Retour en Atlantide, d’Hubert Lampo Si l’Atlantide vous passionne, achetez autre chose, le livre n’en parle qu’indirectement, pendant dix lignes. De quoi parle-t-il, alors, ce livre ? Je ne sais pas trop l’expliquer, mais il en parle bien. Il parle du temps passé, d’un homme qui le cherche, qui essaie de le comprendre, qui croit croiser des souvenirs, qui mélange tout ça, présent et passé, imaginaire et réalité. C’est très confus, assez lourd à avaler. On le quitte soulagé. Et pourtant, à la sortie, on a la bizarre impression d’être passé à côté d’une vérité essentielle. Le livre reste, obscur, comme lors de ces matins où l’on se réveille en ayant l’impression d’avoir rêvé d’un truc important dont il fallait absolument se souvenir. Lequel ? On ne sait plus, et l’on se sent misérable.

Et voilà : il y a dans ce livre une idée essentielle à piquer, mais je ne sais plus laquelle.

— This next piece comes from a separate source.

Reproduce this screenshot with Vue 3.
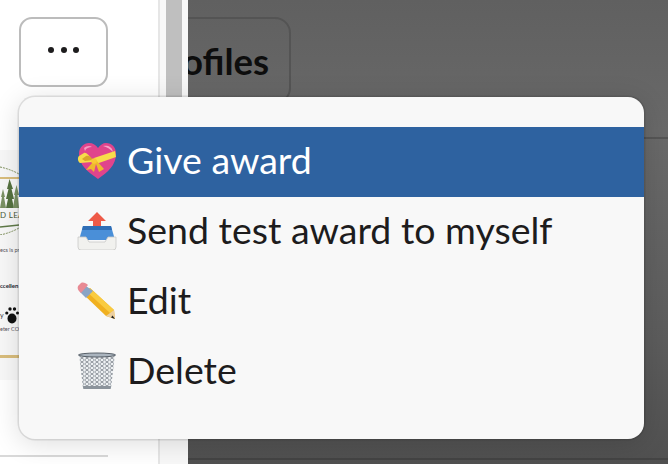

Quelle comédie la vie ! de Danielle Akakpo Danielle Akakpo est une héroïne de la littérature. Je ne dis pas une héroïne de roman ; non, mieux encore, un personnage important de l’écriture. Elle anime depuis des années un forum littéraire très fréquenté, Maux d’auteur. On voit s’y croiser beaucoup d’auteurs amateurs, candidats à l’édition, ou amateurs volontaires, débutants ou confirmés, des lecteurs librovores, des auteurs publiés, des concouristes, dont certains sont des serial winners et d’autres de bons soldats, voire de braves soldats Schweick. Et Danielle, inlassable, encourage l’un, félicite le deuxième, remonte le moral du troisième, relance des ateliers d’écriture, des lieux d’échanges, des chroniques, avec un magnifique amour. Amour de la chose écrite, amour des gens. C’est ça l’idée à piquer, l’amour des gens, mais je n’y arrive pas, il me fait peur cet amour-là. Il ne fait pas peur à Danielle, même quand elle écrit. Dans son recueil, on la sent quand même plus à l’aise quand il y a des gens à aimer. Ça manque un peu de méchants, même ses méchants, elle les aime bien. Dans le cas de ses nouvelles noires, j’en ai été parfois frustré. Ses meilleurs textes son ceux où elle entre dans l’intimité des gens, l’observe doucement, sans cruauté : une femme qui découvre, après le décès de son père, que celui-ci avait une fidèle maîtresse, et qu’elle était la seule à ne pas le savoir. Une autre jeune femme qui n’en peut plus de jouer la comédie de la vie, qui n’y croit plus, et tire le rideau un soir de Noël. Pas de dramatisation, peut-être pas assez, mais c’est l’histoire qui se dramatise toute seule. Sans méchanceté. Autre idée à piquer : demain, je serai gentil.